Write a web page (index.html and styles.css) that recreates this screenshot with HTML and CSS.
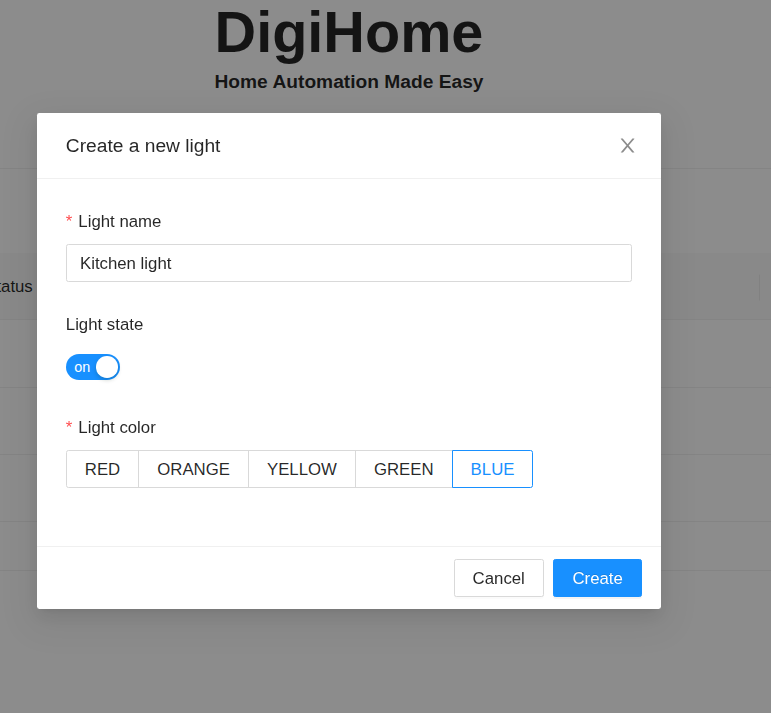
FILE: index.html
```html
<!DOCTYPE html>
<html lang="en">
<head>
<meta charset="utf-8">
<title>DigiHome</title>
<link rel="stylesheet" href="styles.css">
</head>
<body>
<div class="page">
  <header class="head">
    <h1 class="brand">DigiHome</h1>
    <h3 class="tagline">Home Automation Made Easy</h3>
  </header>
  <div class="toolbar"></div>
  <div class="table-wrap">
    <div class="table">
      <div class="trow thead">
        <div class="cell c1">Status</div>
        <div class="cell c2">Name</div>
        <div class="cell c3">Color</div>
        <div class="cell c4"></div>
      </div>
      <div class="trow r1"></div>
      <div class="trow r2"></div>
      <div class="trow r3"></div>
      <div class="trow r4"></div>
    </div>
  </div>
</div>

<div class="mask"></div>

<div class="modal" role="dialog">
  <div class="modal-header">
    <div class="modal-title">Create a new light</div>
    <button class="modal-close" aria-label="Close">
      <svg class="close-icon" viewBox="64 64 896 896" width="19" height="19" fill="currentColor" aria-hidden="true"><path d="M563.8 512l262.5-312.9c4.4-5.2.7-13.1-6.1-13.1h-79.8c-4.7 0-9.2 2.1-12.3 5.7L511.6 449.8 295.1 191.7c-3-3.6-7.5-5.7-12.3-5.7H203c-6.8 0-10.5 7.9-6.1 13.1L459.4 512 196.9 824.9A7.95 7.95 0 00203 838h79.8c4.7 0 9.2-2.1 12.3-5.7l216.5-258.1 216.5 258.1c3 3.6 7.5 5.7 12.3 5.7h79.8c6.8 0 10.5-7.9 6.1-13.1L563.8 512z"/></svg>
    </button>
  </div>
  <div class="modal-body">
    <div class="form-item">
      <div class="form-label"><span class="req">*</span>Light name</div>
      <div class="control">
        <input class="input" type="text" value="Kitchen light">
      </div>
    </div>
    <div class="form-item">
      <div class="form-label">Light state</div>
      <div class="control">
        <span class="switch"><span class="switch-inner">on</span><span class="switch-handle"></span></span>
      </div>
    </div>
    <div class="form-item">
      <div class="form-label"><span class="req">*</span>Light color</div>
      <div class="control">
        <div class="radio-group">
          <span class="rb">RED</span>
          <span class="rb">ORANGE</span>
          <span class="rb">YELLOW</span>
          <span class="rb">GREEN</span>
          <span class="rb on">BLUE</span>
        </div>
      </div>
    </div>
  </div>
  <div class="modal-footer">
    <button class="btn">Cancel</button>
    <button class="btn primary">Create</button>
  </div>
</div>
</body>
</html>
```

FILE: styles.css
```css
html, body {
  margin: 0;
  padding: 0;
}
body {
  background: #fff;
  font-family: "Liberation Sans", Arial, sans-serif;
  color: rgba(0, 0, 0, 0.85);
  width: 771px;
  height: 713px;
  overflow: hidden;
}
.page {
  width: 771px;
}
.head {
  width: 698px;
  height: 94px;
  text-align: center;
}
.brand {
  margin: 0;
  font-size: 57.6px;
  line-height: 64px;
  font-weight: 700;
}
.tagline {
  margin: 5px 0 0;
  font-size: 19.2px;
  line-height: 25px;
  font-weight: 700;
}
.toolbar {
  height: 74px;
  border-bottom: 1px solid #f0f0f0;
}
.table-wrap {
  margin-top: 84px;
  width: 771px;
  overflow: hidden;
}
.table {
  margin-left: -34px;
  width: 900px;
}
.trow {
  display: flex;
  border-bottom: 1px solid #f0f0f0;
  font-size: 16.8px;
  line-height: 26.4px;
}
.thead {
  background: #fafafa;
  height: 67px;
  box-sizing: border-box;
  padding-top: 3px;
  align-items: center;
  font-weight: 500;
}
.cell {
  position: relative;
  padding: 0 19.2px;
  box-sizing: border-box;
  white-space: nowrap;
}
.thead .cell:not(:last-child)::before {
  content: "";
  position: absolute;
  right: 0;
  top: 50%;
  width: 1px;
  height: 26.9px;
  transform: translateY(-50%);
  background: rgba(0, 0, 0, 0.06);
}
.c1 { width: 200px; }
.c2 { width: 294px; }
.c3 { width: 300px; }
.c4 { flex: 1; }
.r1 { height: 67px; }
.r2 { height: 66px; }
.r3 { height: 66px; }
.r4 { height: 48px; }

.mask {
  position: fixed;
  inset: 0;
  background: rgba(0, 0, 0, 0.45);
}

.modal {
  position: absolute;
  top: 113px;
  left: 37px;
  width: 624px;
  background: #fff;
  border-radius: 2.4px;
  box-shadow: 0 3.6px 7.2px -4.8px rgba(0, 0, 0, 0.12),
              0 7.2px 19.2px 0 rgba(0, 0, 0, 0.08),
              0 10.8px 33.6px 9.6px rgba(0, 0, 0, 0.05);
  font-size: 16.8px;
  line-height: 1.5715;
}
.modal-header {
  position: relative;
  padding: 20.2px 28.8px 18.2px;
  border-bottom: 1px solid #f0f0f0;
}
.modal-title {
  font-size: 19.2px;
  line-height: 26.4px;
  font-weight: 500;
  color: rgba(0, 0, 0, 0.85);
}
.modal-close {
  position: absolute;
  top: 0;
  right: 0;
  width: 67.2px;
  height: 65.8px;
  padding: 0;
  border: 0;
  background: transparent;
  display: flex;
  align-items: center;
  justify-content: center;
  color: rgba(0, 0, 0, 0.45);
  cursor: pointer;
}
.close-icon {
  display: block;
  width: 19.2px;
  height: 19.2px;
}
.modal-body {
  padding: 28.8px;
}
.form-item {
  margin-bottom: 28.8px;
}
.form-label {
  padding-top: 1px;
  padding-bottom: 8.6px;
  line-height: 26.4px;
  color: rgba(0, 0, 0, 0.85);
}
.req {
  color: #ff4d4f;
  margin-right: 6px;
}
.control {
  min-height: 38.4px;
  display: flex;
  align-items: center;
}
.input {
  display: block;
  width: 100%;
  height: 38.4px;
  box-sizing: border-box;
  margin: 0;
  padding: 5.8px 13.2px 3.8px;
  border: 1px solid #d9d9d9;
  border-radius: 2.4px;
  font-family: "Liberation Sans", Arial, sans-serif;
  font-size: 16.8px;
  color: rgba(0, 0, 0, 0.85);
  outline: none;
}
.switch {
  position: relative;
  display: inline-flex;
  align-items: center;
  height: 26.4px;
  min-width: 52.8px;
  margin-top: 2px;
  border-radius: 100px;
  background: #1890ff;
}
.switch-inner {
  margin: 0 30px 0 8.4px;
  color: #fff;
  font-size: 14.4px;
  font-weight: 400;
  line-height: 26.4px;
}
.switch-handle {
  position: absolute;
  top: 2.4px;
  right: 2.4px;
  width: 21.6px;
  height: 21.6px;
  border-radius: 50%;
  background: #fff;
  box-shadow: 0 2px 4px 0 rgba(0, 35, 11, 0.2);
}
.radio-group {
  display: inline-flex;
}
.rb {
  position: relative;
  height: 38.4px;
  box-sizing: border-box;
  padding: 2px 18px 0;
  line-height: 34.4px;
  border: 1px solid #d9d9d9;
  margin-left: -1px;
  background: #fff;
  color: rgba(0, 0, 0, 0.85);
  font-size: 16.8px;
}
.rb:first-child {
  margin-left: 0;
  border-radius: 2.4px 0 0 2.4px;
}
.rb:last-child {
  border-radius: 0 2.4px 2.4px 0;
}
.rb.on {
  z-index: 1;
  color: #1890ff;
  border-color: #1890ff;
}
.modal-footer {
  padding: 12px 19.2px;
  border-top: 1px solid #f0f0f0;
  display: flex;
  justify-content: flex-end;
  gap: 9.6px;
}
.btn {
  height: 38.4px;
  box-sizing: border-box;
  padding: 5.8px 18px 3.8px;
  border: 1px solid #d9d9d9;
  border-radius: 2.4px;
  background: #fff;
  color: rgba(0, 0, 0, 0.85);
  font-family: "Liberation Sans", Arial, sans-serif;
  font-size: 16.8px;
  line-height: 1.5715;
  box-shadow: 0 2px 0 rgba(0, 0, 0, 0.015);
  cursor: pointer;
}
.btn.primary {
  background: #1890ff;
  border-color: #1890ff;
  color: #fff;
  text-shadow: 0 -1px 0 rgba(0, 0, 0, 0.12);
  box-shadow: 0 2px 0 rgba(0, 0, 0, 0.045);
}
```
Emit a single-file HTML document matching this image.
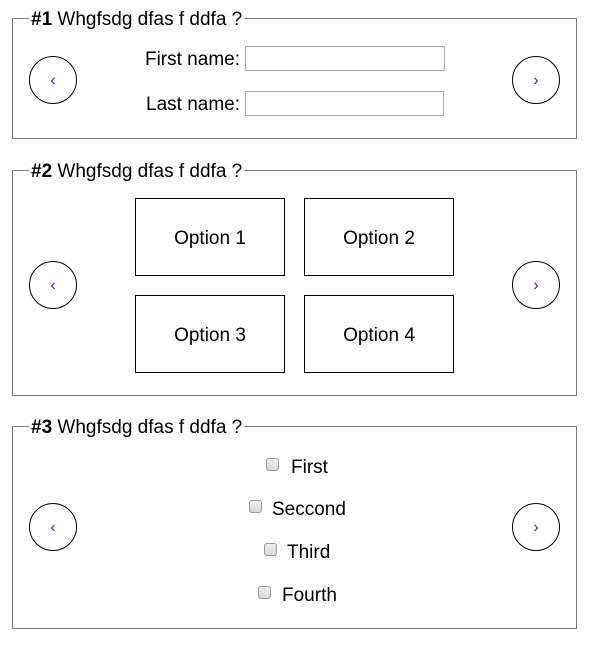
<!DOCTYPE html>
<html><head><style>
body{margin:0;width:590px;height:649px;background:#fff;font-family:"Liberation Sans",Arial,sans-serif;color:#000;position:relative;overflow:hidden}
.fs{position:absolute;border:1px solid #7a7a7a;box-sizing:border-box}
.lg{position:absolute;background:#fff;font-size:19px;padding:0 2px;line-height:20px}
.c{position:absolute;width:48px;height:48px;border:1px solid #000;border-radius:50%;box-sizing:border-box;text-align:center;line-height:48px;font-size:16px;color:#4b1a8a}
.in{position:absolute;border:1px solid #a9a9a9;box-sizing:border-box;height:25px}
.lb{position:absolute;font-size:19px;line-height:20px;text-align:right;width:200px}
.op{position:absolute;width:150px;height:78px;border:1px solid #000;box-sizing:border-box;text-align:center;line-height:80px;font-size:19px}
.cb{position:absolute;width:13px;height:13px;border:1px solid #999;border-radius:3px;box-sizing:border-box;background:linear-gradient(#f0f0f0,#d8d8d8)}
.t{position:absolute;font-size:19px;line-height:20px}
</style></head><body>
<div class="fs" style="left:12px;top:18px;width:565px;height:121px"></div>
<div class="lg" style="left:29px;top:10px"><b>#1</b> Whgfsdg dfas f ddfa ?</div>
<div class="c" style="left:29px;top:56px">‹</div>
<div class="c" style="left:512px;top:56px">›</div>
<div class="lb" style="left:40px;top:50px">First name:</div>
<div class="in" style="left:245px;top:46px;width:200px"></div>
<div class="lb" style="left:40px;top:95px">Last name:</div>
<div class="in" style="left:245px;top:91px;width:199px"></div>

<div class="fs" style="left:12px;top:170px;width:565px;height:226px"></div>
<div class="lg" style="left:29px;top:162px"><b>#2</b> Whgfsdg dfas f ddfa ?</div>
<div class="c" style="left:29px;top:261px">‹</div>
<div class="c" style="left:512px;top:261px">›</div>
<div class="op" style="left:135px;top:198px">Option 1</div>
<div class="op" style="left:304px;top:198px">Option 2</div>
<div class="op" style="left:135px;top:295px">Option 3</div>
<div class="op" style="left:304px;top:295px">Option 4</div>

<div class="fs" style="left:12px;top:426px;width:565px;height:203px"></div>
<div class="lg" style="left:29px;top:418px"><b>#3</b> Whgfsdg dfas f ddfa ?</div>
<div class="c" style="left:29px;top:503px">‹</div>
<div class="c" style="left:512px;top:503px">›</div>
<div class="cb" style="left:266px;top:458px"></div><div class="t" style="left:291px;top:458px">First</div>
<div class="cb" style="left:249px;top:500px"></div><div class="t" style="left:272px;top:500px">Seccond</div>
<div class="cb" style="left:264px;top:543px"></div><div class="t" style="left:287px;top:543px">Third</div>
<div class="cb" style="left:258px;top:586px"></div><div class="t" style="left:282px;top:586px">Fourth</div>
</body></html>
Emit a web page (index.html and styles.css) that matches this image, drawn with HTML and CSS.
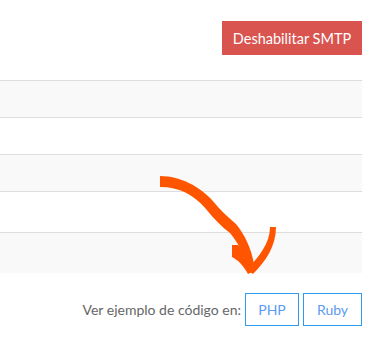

* Written request
Find each line holding "image". Copy it out.

* Output below
Emit a single-file HTML document matching this image.
Emit a web page (index.html and styles.css) that matches this image, drawn with HTML and CSS.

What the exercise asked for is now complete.